Friday, March 28, 2008

Delivery Tipping

So a bit ago I only tipped the person who delivered two bags of lunch to our work a few dollars (maybe like 5 or something) - I was basing it off of what I'd give a pizza delivery guy or something.  The person I went down with was surprised and said he always tips like at least 10%-15% of the meal.  I said "for delivery??" He said yes.  I said that makes no sense - you give a percentage tip for when someone waits on you - not when someone delivers to you.  For delivery, I just tack on some extra money depending on how much the person had to carry, etc.  But it's not a percentage of the meal...

The rest of the office seemed split - specifically, my boss agreed with me, the receptionist agreed with the other guy.

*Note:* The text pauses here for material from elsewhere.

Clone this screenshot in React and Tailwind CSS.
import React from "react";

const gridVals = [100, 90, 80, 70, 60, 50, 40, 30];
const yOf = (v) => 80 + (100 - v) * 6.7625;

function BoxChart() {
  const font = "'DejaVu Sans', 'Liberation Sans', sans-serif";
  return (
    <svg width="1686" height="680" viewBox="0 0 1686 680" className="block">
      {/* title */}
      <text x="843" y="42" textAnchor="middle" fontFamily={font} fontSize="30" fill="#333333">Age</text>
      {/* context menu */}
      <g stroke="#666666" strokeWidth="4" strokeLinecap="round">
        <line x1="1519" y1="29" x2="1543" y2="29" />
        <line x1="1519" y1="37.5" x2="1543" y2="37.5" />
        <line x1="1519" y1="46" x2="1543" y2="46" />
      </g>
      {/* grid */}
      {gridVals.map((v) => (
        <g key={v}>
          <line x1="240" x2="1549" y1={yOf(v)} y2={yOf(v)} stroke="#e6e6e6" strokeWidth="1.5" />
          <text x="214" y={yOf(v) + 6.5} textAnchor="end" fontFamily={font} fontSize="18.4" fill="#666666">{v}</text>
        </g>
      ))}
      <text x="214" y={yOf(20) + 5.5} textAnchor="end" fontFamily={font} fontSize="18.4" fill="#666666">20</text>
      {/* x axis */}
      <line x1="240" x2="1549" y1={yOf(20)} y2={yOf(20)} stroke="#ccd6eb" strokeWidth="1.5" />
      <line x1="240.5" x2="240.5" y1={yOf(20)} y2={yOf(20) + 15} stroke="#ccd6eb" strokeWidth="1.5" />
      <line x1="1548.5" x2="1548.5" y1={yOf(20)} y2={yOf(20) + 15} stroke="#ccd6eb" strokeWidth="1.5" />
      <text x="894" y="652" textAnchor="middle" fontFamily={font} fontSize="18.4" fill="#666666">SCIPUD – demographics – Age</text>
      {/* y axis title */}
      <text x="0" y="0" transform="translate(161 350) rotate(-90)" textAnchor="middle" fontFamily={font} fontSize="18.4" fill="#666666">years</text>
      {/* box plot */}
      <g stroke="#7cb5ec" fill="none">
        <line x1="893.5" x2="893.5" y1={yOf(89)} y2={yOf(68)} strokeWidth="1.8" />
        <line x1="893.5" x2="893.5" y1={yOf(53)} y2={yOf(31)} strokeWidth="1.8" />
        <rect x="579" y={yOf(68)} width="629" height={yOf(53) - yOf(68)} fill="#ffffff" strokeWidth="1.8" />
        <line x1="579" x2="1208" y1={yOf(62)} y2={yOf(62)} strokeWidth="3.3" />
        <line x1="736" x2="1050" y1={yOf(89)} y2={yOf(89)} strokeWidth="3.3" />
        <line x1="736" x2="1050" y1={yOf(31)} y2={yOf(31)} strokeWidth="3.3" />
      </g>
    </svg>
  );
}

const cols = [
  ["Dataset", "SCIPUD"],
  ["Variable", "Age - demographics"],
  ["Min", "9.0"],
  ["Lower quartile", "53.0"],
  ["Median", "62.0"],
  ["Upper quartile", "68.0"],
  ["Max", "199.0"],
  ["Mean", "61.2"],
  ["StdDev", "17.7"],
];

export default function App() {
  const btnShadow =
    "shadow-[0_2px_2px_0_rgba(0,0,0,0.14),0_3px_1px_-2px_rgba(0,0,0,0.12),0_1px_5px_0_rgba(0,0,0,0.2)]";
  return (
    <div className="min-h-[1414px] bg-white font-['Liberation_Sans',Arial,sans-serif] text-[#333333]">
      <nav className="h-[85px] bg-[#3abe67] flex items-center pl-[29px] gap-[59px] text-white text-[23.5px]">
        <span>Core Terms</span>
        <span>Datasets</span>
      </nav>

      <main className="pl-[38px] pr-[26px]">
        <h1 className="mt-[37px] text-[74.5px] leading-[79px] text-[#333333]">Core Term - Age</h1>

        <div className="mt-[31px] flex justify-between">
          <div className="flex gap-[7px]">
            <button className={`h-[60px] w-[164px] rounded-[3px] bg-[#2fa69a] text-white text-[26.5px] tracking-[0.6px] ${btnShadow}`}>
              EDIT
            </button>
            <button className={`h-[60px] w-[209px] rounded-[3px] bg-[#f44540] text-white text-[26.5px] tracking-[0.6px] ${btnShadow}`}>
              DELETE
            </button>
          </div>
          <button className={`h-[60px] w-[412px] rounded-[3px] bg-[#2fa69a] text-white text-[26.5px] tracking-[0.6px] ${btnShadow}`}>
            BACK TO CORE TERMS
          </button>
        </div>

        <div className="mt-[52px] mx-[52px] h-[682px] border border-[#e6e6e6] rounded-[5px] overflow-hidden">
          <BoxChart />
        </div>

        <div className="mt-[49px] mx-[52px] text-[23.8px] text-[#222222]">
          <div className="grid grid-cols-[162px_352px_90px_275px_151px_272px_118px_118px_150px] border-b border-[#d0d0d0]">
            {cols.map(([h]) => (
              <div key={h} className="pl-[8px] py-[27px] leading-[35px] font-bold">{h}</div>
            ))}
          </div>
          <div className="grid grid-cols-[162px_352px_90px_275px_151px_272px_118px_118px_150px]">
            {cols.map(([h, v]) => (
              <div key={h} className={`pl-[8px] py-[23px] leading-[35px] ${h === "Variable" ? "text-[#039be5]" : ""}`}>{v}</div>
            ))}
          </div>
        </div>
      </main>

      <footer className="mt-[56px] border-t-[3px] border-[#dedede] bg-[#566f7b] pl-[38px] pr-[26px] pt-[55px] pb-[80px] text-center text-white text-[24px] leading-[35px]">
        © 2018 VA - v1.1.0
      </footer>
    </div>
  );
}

And besides just generally making sense, another argument I made was that according to the "percentage," the pizza guy gets shafted while your couple bags of this food gets way more money.  Makes no sense.

Agree/Disagree?

2 comments:

Doctor said...

You tip in a restaurant or at the barbershop based on the cost of the thing and the performance of the person. There's a big difference between good and bad service. With delivery, they just have one task: drop off the stuff. Having done that, I tip based on how difficult it was or something like that. The cost of what's in that bag didn't change the way the delivery guy threw it into the back of his three-tone Honda. The usual rules of tipping generously for when the person goes out of their way still apply. But it's still not based on the cost of the thing.

Anonymous said...

But the real question is what do you tip on the free pizza coupon that we got when we moved in?